I noticed a feed yesterday that Twitter was planning on including ads. To be honest I took this as a possible fait accompli and didn’t dive into the article.
But a dialogue on Twitter between Obvious’s Ev Williams and Techcrunch‘s Mike Arrington alerted me that someting was awry – the gist of it: “what has Duncan Riley done to piss off one of the Valleys entrepreneur heavyweights, this time.”
Turns out Duncan blogged on Techcrunch about Twitter becoming ad-supported without checking with the Twitter team. This has sparked a flame of comments about Duncan’s blogging, which I won’t dive into here – suffice it to say I really like having (at least one) an Aussie blogging for one of the bigger tech blogs. [An aside: this is of course a reference to the demise of Nik Cubrilovic as a Techcrunch insider and contributor]

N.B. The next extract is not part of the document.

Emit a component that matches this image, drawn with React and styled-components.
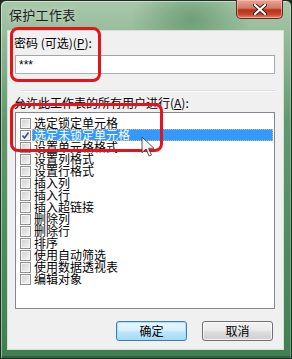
import React from 'react'
import styled, { createGlobalStyle } from 'styled-components'

const GlobalStyle = createGlobalStyle`
  html, body {
    margin: 0;
    padding: 0;
    background: #1d2a1f;
    overflow: hidden;
  }
  body {
    font-family: "Noto Sans CJK SC", "Noto Sans", sans-serif;
  }
`

const items = [
  '选定锁定单元格',
  '选定未锁定单元格',
  '设置单元格格式',
  '设置列格式',
  '设置行格式',
  '插入列',
  '插入行',
  '插入超链接',
  '删除列',
  '删除行',
  '排序',
  '使用自动筛选',
  '使用数据透视表',
  '编辑对象'
]

function App () {
  return (
    <>
      <GlobalStyle />
      <Window>
        <TitleBar>
          <Title>保护工作表</Title>
          <CloseButton>
            <svg width='14' height='11' viewBox='0 0 14 11'>
              <path d='M2 1 L12 10 M12 1 L2 10' stroke='#3a1a14' strokeWidth='4' strokeLinecap='round' />
              <path d='M2 1 L12 10 M12 1 L2 10' stroke='#ffffff' strokeWidth='2.2' strokeLinecap='round' />
            </svg>
          </CloseButton>
        </TitleBar>
        <Panel>
          <Label>密码 (可选)(<u>P</u>):</Label>
          <PasswordBox>***</PasswordBox>
          <Etched />
          <Label $top={5}>允许此工作表的所有用户进行(<u>A</u>):</Label>
          <List>
            {items.map((text, i) => (
              <Row key={text}>
                <Check $checked={i === 1}>
                  {i === 1 && (
                    <svg width='9' height='9' viewBox='0 0 9 9'>
                      <path d='M1.5 4.5 L3.5 7 L7.5 1.5' stroke='#3d4f86' strokeWidth='1.6' fill='none' />
                    </svg>
                  )}
                </Check>
                <ItemText $selected={i === 1}>{text}</ItemText>
              </Row>
            ))}
          </List>
          <Buttons>
            <Button $primary>确定</Button>
            <Button>取消</Button>
          </Buttons>
        </Panel>
        <Callout $left={10} $top={27} $width={91} $height={55} />
        <Callout $left={10} $top={103} $width={153} $height={49} />
        <Cursor>
          <svg width='14' height='22' viewBox='0 0 14 22'>
            <path d='M1 1 L1 17 L5 13 L8 20 L10.5 19 L7.6 12.3 L13 12.3 Z' fill='#f4f4f4' stroke='#3c3c3c' strokeWidth='1' strokeLinejoin='round' />
          </svg>
        </Cursor>
      </Window>
    </>
  )
}

const Window = styled.div`
  position: relative;
  box-sizing: border-box;
  width: 292px;
  height: 359px;
  border: 1px solid #1f2f22;
  border-radius: 6px 6px 0 0;
  padding: 0 7px 8px 6px;
  background:
    radial-gradient(ellipse 60px 40px at 190px 18px, rgba(70, 130, 85, 0.55), transparent),
    linear-gradient(180deg, #a9c8ab 0px, #98bd9c 30px, #5f9a6c 120px, #3f7f4f 359px);
  box-shadow:
    inset 1px 1px 0 rgba(255, 255, 255, 0.45),
    inset -1px 0 0 rgba(255, 255, 255, 0.25),
    inset 0 -2px 0 rgba(20, 50, 28, 0.35);
`

const TitleBar = styled.div`
  display: flex;
  justify-content: space-between;
  align-items: flex-start;
  height: 29px;
`

const Title = styled.div`
  padding: 6px 0 0 2px;
  font-size: 13px;
  line-height: 16px;
  letter-spacing: 0.3px;
  color: #1c1c1c;
  text-shadow: 0 0 6px rgba(255, 255, 255, 0.7);
`

const CloseButton = styled.div`
  display: flex;
  align-items: center;
  justify-content: center;
  box-sizing: border-box;
  width: 47px;
  height: 19px;
  margin: -1px 1px 0 0;
  border: 1px solid #5e2a22;
  border-top: none;
  border-radius: 0 0 5px 5px;
  background: linear-gradient(180deg, #e8a595 0%, #d37a66 45%, #b7321b 55%, #c9442a 80%, #e08770 100%);
  box-shadow: inset 0 0 0 1px rgba(255, 210, 200, 0.5);
`

const Panel = styled.div`
  box-sizing: border-box;
  height: 320px;
  border: 1px solid #d4e2d6;
  background: #f0f0f0;
  padding: 5px 0 0 0;
  display: flex;
  flex-direction: column;
`

const Label = styled.div`
  margin: ${p => p.$top || 0}px 0 0 6px;
  font-size: 12px;
  line-height: 14px;
  color: #000;
  u { text-decoration: underline; }
`

const PasswordBox = styled.div`
  box-sizing: border-box;
  width: 260px;
  height: 19px;
  margin: 5px 0 0 7px;
  border: 1px solid #abadb3;
  border-top-color: #a3a5ab;
  background: #fff;
  padding: 0 3px;
  font-family: "Liberation Sans", sans-serif;
  font-size: 12px;
  line-height: 19px;
  color: #000;
`

const Etched = styled.div`
  width: 255px;
  height: 1px;
  margin: 16px 0 0 13px;
  background: #d5dfe5;
  box-shadow: 0 1px 0 #fff;
`

const List = styled.div`
  box-sizing: border-box;
  width: 260px;
  height: 197px;
  margin: 2px 0 0 7px;
  padding-top: 4px;
  border: 1px solid #828790;
  background: #fff;
  display: flex;
  flex-direction: column;
`

const Row = styled.div`
  display: flex;
  align-items: center;
  height: 12px;
`

const Check = styled.div`
  box-sizing: border-box;
  flex: none;
  display: flex;
  align-items: center;
  justify-content: center;
  width: 11px;
  height: 11px;
  margin-left: 4px;
  border: 1px solid #8f8f8f;
  background: ${p => p.$checked
    ? 'linear-gradient(135deg, #f4f4f4, #e6e6e6)'
    : 'linear-gradient(135deg, #cfcfcf 0%, #e2e2e2 50%, #f6f6f6 100%)'};
  box-shadow: inset 0 0 0 1px #f4f4f4;
`

const ItemText = styled.div`
  box-sizing: border-box;
  flex: 1;
  height: 12px;
  margin: 0 1px 0 1px;
  padding-left: 2px;
  font-size: 12px;
  line-height: 12px;
  color: ${p => p.$selected ? '#fff' : '#000'};
  background: ${p => p.$selected ? '#3399ff' : 'transparent'};
  outline: ${p => p.$selected ? '1px dotted #e8b860' : 'none'};
  outline-offset: -1px;
  white-space: nowrap;
`

const Buttons = styled.div`
  display: flex;
  justify-content: flex-end;
  gap: 15px;
  margin: 12px 10px 0 0;
`

const Button = styled.div`
  box-sizing: border-box;
  width: 71px;
  height: 20px;
  border: 1px solid ${p => p.$primary ? '#3c7fb1' : '#707070'};
  border-radius: 3px;
  background: ${p => p.$primary
    ? 'linear-gradient(180deg, #eaf6fd 0%, #d9f0fc 45%, #bee6fd 55%, #a7d9f5 100%)'
    : 'linear-gradient(180deg, #f2f2f2 0%, #ebebeb 45%, #dddddd 55%, #cfcfcf 100%)'};
  box-shadow: inset 0 0 0 1px ${p => p.$primary ? 'rgba(150, 220, 255, 0.8)' : 'rgba(255, 255, 255, 0.7)'};
  font-size: 12px;
  line-height: 18px;
  text-align: center;
  color: #000;
`

const Callout = styled.div`
  position: absolute;
  box-sizing: border-box;
  left: ${p => p.$left - 1}px;
  top: ${p => p.$top - 1}px;
  width: ${p => p.$width}px;
  height: ${p => p.$height}px;
  border: 3px solid #e3141c;
  border-radius: 8px;
  pointer-events: none;
`

const Cursor = styled.div`
  position: absolute;
  left: 140px;
  top: 135px;
  line-height: 0;
  opacity: 0.85;
`

export default App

What is perhaps more interesting though, is the question this raises around blogging versus old media. I agree with Nate Westheimer that veracity is paramount, but speed is soooo sweet too. Think about it – stories I’ve filed with the old media can take weeks to surface in the newspapers, whereas blog posts are instant. In addition, blogs can react quickly — see my previous post re Peerinfluence as a perfect example…
Where is the trend taking us though? I believe that old media will continue to wane as long as it makes readers wait for stories, but I also believe that blogging will continue to lift its game and the major blogs will get better at fact checking especially if they want to be seen as credible.